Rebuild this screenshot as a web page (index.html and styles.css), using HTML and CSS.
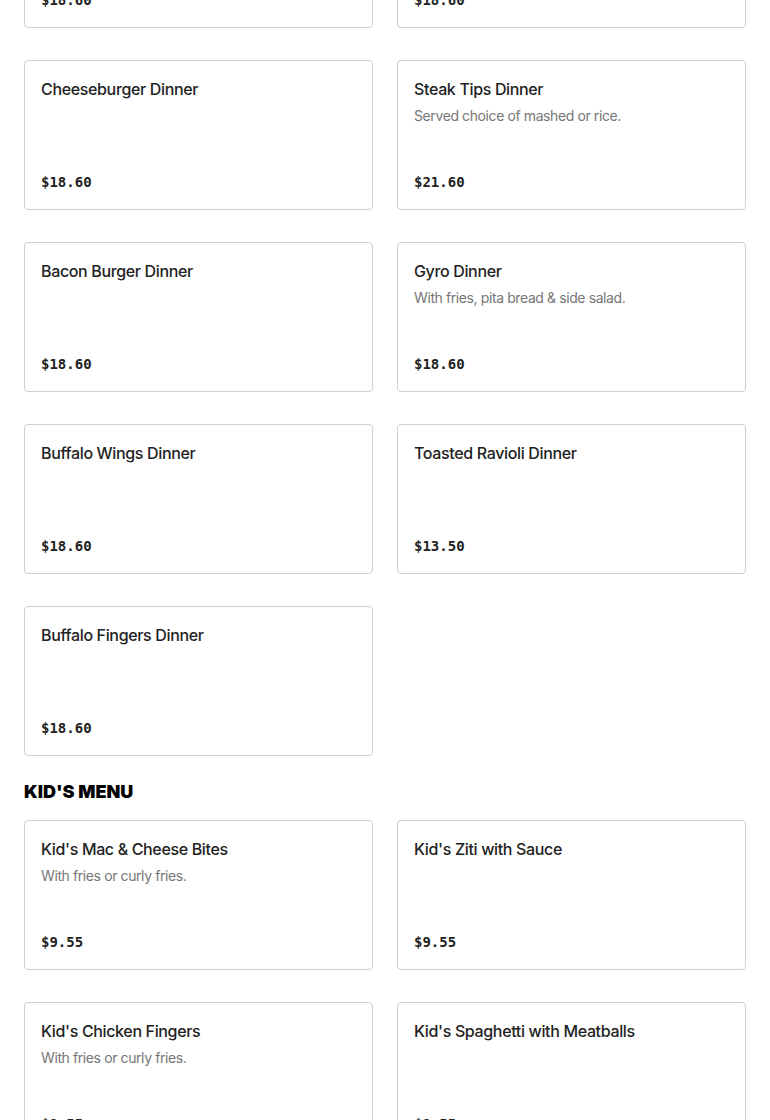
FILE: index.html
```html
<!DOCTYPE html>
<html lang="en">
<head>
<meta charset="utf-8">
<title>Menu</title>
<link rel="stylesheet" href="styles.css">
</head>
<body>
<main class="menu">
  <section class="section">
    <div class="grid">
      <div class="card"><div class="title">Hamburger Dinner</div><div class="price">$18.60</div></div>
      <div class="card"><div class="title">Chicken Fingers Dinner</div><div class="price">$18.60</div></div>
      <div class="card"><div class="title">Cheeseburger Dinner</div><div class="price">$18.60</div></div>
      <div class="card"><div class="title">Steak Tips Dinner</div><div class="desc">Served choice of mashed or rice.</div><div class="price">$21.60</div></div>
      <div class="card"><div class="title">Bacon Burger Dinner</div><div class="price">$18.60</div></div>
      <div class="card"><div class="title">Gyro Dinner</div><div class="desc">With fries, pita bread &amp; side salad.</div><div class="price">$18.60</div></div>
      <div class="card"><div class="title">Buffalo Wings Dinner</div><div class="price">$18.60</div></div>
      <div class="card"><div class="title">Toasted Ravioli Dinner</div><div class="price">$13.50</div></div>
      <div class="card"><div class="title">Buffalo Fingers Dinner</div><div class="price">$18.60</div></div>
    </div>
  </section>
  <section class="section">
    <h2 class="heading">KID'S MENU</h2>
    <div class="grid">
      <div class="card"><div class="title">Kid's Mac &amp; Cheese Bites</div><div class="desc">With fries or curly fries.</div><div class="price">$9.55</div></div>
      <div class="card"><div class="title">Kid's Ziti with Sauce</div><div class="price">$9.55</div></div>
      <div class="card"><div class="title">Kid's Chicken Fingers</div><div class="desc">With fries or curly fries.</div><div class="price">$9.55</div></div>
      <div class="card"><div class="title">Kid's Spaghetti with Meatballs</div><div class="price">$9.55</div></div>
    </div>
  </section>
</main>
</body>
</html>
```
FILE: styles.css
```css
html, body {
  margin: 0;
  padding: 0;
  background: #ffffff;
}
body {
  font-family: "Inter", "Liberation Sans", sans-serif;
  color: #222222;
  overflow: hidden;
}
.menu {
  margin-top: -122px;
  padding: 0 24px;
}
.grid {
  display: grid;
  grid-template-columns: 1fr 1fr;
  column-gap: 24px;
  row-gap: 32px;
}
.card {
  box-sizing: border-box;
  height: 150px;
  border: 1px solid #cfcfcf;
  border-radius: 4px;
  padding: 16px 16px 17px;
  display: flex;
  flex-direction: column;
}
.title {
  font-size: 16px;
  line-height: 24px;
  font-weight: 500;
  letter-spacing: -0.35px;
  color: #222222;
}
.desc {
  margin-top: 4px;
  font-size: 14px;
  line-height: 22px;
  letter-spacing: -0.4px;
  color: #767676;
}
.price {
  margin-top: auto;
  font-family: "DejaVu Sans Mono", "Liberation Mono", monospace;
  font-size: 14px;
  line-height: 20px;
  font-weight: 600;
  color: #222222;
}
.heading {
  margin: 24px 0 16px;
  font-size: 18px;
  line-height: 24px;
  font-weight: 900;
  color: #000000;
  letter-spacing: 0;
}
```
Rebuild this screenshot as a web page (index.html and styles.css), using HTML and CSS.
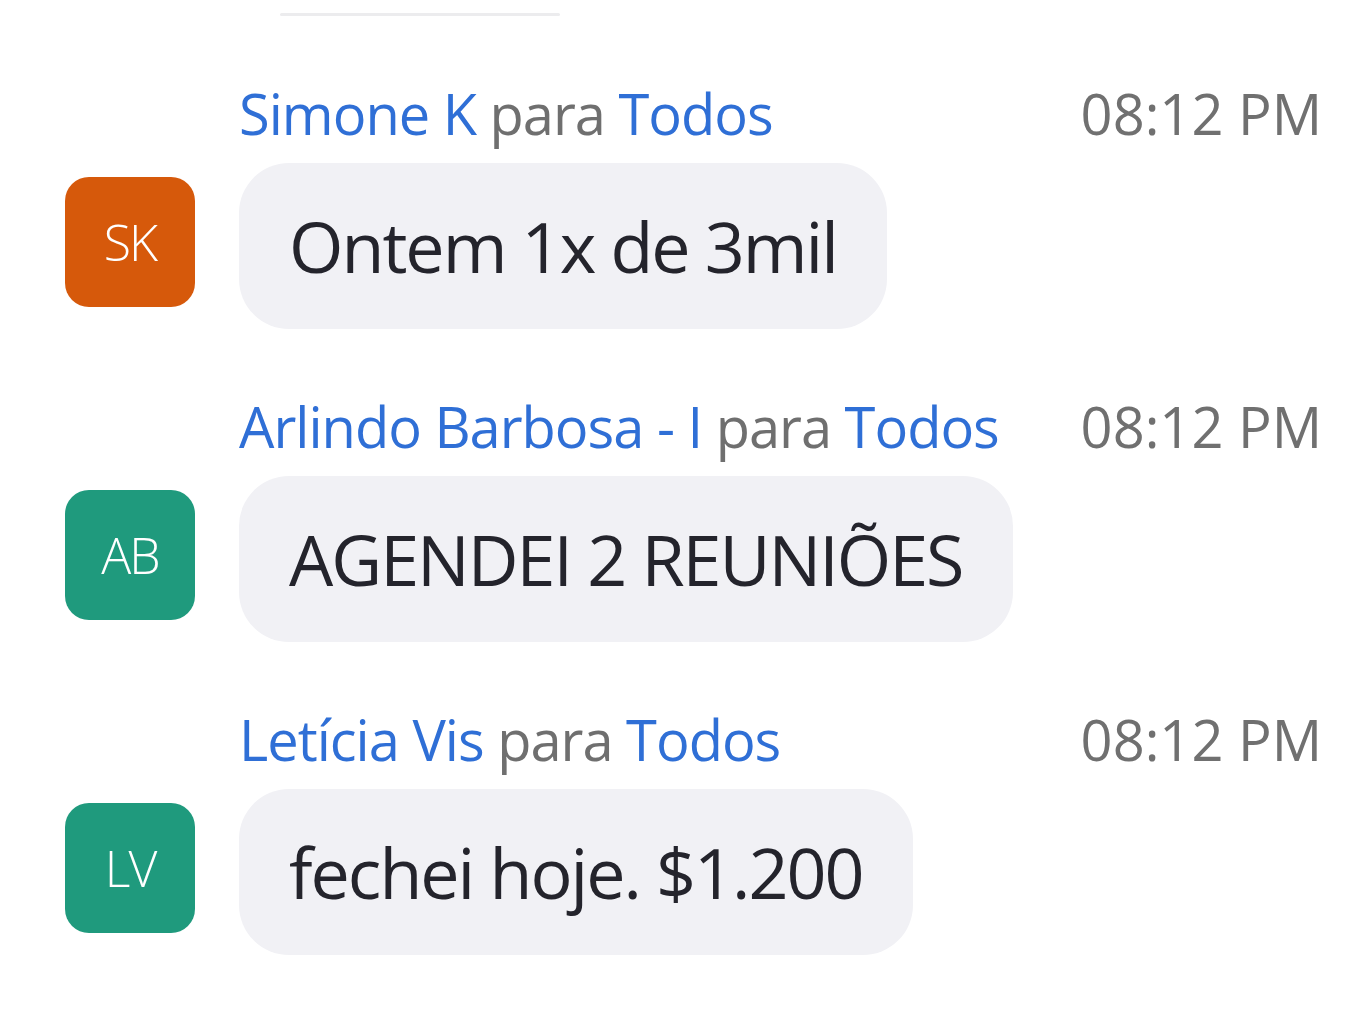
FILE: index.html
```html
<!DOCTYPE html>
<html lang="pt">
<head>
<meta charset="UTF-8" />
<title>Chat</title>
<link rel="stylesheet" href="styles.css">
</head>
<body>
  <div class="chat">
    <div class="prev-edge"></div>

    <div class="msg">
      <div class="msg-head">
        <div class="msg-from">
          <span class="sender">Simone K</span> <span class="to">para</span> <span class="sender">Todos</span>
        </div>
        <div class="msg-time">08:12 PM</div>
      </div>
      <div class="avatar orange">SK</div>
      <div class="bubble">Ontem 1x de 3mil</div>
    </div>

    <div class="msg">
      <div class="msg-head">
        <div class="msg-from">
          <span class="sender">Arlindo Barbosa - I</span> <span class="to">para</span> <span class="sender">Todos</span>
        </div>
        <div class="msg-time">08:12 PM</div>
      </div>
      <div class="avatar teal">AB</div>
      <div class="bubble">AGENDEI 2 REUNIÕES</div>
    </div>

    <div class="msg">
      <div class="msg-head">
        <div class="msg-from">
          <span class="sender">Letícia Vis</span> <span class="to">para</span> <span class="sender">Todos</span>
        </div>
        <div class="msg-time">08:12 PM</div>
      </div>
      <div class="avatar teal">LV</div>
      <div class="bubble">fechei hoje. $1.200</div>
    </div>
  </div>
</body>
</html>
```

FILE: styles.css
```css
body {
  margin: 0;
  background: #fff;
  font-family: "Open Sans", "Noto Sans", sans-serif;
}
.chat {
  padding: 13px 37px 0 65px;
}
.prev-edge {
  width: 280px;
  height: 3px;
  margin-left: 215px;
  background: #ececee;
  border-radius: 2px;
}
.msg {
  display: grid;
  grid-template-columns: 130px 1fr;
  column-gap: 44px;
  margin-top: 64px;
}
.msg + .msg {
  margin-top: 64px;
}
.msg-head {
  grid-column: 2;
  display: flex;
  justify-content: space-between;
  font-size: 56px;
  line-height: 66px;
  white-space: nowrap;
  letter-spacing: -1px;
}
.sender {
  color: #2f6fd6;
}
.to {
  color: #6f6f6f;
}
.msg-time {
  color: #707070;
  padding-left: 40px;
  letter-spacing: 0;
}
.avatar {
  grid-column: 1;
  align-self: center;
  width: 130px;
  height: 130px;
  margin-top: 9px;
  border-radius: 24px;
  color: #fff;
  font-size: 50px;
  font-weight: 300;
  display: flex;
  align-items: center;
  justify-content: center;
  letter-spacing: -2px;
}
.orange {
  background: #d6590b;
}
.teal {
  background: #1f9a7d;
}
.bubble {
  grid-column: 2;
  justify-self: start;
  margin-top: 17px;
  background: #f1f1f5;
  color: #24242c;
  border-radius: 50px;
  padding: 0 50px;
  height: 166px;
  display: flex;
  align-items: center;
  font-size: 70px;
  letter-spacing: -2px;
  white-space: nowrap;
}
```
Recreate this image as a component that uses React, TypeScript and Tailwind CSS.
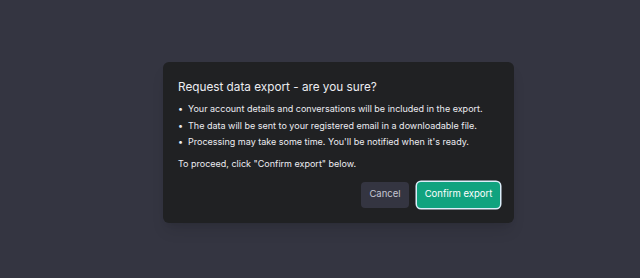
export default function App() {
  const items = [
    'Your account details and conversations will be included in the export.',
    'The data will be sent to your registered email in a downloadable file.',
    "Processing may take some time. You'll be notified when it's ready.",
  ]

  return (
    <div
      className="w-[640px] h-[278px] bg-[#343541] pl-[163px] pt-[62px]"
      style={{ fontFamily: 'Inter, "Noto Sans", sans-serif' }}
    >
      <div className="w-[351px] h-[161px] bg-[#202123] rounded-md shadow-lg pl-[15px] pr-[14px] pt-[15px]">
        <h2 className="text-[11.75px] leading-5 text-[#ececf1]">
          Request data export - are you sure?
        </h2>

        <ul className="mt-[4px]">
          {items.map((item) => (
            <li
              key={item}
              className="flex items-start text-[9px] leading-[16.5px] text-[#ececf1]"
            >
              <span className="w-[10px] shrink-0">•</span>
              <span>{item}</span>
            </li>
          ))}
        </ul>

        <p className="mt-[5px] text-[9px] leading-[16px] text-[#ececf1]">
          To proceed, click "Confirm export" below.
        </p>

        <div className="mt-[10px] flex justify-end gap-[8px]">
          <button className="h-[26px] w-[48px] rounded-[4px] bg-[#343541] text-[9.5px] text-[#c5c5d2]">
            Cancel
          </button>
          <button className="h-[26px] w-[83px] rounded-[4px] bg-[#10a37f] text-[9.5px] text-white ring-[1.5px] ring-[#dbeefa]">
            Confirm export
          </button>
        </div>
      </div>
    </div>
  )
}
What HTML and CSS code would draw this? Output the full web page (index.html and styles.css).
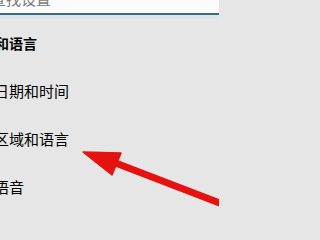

## WHAT NEEDS TO BE DONE:
Please repeat the entries exactly. Do not include the pictures.

## SOLUTION TO THIS EXERCISE:
Rebuild this screenshot as a web page (index.html and styles.css), using HTML and CSS.
FILE: index.html
```html
<!DOCTYPE html>
<html lang="en">
<head>
<meta charset="utf-8">
<title>Menu</title>
<link rel="stylesheet" href="styles.css">
</head>
<body>
<main class="menu">
  <section class="section">
    <div class="grid">
      <div class="card"><div class="title">Hamburger Dinner</div><div class="price">$18.60</div></div>
      <div class="card"><div class="title">Chicken Fingers Dinner</div><div class="price">$18.60</div></div>
      <div class="card"><div class="title">Cheeseburger Dinner</div><div class="price">$18.60</div></div>
      <div class="card"><div class="title">Steak Tips Dinner</div><div class="desc">Served choice of mashed or rice.</div><div class="price">$21.60</div></div>
      <div class="card"><div class="title">Bacon Burger Dinner</div><div class="price">$18.60</div></div>
      <div class="card"><div class="title">Gyro Dinner</div><div class="desc">With fries, pita bread &amp; side salad.</div><div class="price">$18.60</div></div>
      <div class="card"><div class="title">Buffalo Wings Dinner</div><div class="price">$18.60</div></div>
      <div class="card"><div class="title">Toasted Ravioli Dinner</div><div class="price">$13.50</div></div>
      <div class="card"><div class="title">Buffalo Fingers Dinner</div><div class="price">$18.60</div></div>
    </div>
  </section>
  <section class="section">
    <h2 class="heading">KID'S MENU</h2>
    <div class="grid">
      <div class="card"><div class="title">Kid's Mac &amp; Cheese Bites</div><div class="desc">With fries or curly fries.</div><div class="price">$9.55</div></div>
      <div class="card"><div class="title">Kid's Ziti with Sauce</div><div class="price">$9.55</div></div>
      <div class="card"><div class="title">Kid's Chicken Fingers</div><div class="desc">With fries or curly fries.</div><div class="price">$9.55</div></div>
      <div class="card"><div class="title">Kid's Spaghetti with Meatballs</div><div class="price">$9.55</div></div>
    </div>
  </section>
</main>
</body>
</html>
```
FILE: styles.css
```css
html, body {
  margin: 0;
  padding: 0;
  background: #ffffff;
}
body {
  font-family: "Inter", "Liberation Sans", sans-serif;
  color: #222222;
  overflow: hidden;
}
.menu {
  margin-top: -122px;
  padding: 0 24px;
}
.grid {
  display: grid;
  grid-template-columns: 1fr 1fr;
  column-gap: 24px;
  row-gap: 32px;
}
.card {
  box-sizing: border-box;
  height: 150px;
  border: 1px solid #cfcfcf;
  border-radius: 4px;
  padding: 16px 16px 17px;
  display: flex;
  flex-direction: column;
}
.title {
  font-size: 16px;
  line-height: 24px;
  font-weight: 500;
  letter-spacing: -0.35px;
  color: #222222;
}
.desc {
  margin-top: 4px;
  font-size: 14px;
  line-height: 22px;
  letter-spacing: -0.4px;
  color: #767676;
}
.price {
  margin-top: auto;
  font-family: "DejaVu Sans Mono", "Liberation Mono", monospace;
  font-size: 14px;
  line-height: 20px;
  font-weight: 600;
  color: #222222;
}
.heading {
  margin: 24px 0 16px;
  font-size: 18px;
  line-height: 24px;
  font-weight: 900;
  color: #000000;
  letter-spacing: 0;
}
```
Rebuild this screenshot as a web page (index.html and styles.css), using HTML and CSS.
FILE: index.html
```html
<!DOCTYPE html>
<html lang="pt">
<head>
<meta charset="UTF-8" />
<title>Chat</title>
<link rel="stylesheet" href="styles.css">
</head>
<body>
  <div class="chat">
    <div class="prev-edge"></div>

    <div class="msg">
      <div class="msg-head">
        <div class="msg-from">
          <span class="sender">Simone K</span> <span class="to">para</span> <span class="sender">Todos</span>
        </div>
        <div class="msg-time">08:12 PM</div>
      </div>
      <div class="avatar orange">SK</div>
      <div class="bubble">Ontem 1x de 3mil</div>
    </div>

    <div class="msg">
      <div class="msg-head">
        <div class="msg-from">
          <span class="sender">Arlindo Barbosa - I</span> <span class="to">para</span> <span class="sender">Todos</span>
        </div>
        <div class="msg-time">08:12 PM</div>
      </div>
      <div class="avatar teal">AB</div>
      <div class="bubble">AGENDEI 2 REUNIÕES</div>
    </div>

    <div class="msg">
      <div class="msg-head">
        <div class="msg-from">
          <span class="sender">Letícia Vis</span> <span class="to">para</span> <span class="sender">Todos</span>
        </div>
        <div class="msg-time">08:12 PM</div>
      </div>
      <div class="avatar teal">LV</div>
      <div class="bubble">fechei hoje. $1.200</div>
    </div>
  </div>
</body>
</html>
```

FILE: styles.css
```css
body {
  margin: 0;
  background: #fff;
  font-family: "Open Sans", "Noto Sans", sans-serif;
}
.chat {
  padding: 13px 37px 0 65px;
}
.prev-edge {
  width: 280px;
  height: 3px;
  margin-left: 215px;
  background: #ececee;
  border-radius: 2px;
}
.msg {
  display: grid;
  grid-template-columns: 130px 1fr;
  column-gap: 44px;
  margin-top: 64px;
}
.msg + .msg {
  margin-top: 64px;
}
.msg-head {
  grid-column: 2;
  display: flex;
  justify-content: space-between;
  font-size: 56px;
  line-height: 66px;
  white-space: nowrap;
  letter-spacing: -1px;
}
.sender {
  color: #2f6fd6;
}
.to {
  color: #6f6f6f;
}
.msg-time {
  color: #707070;
  padding-left: 40px;
  letter-spacing: 0;
}
.avatar {
  grid-column: 1;
  align-self: center;
  width: 130px;
  height: 130px;
  margin-top: 9px;
  border-radius: 24px;
  color: #fff;
  font-size: 50px;
  font-weight: 300;
  display: flex;
  align-items: center;
  justify-content: center;
  letter-spacing: -2px;
}
.orange {
  background: #d6590b;
}
.teal {
  background: #1f9a7d;
}
.bubble {
  grid-column: 2;
  justify-self: start;
  margin-top: 17px;
  background: #f1f1f5;
  color: #24242c;
  border-radius: 50px;
  padding: 0 50px;
  height: 166px;
  display: flex;
  align-items: center;
  font-size: 70px;
  letter-spacing: -2px;
  white-space: nowrap;
}
```
Recreate this image as a component that uses React, TypeScript and Tailwind CSS.
export default function App() {
  const items = [
    'Your account details and conversations will be included in the export.',
    'The data will be sent to your registered email in a downloadable file.',
    "Processing may take some time. You'll be notified when it's ready.",
  ]

  return (
    <div
      className="w-[640px] h-[278px] bg-[#343541] pl-[163px] pt-[62px]"
      style={{ fontFamily: 'Inter, "Noto Sans", sans-serif' }}
    >
      <div className="w-[351px] h-[161px] bg-[#202123] rounded-md shadow-lg pl-[15px] pr-[14px] pt-[15px]">
        <h2 className="text-[11.75px] leading-5 text-[#ececf1]">
          Request data export - are you sure?
        </h2>

        <ul className="mt-[4px]">
          {items.map((item) => (
            <li
              key={item}
              className="flex items-start text-[9px] leading-[16.5px] text-[#ececf1]"
            >
              <span className="w-[10px] shrink-0">•</span>
              <span>{item}</span>
            </li>
          ))}
        </ul>

        <p className="mt-[5px] text-[9px] leading-[16px] text-[#ececf1]">
          To proceed, click "Confirm export" below.
        </p>

        <div className="mt-[10px] flex justify-end gap-[8px]">
          <button className="h-[26px] w-[48px] rounded-[4px] bg-[#343541] text-[9.5px] text-[#c5c5d2]">
            Cancel
          </button>
          <button className="h-[26px] w-[83px] rounded-[4px] bg-[#10a37f] text-[9.5px] text-white ring-[1.5px] ring-[#dbeefa]">
            Confirm export
          </button>
        </div>
      </div>
    </div>
  )
}
What HTML and CSS code would draw this? Output the full web page (index.html and styles.css).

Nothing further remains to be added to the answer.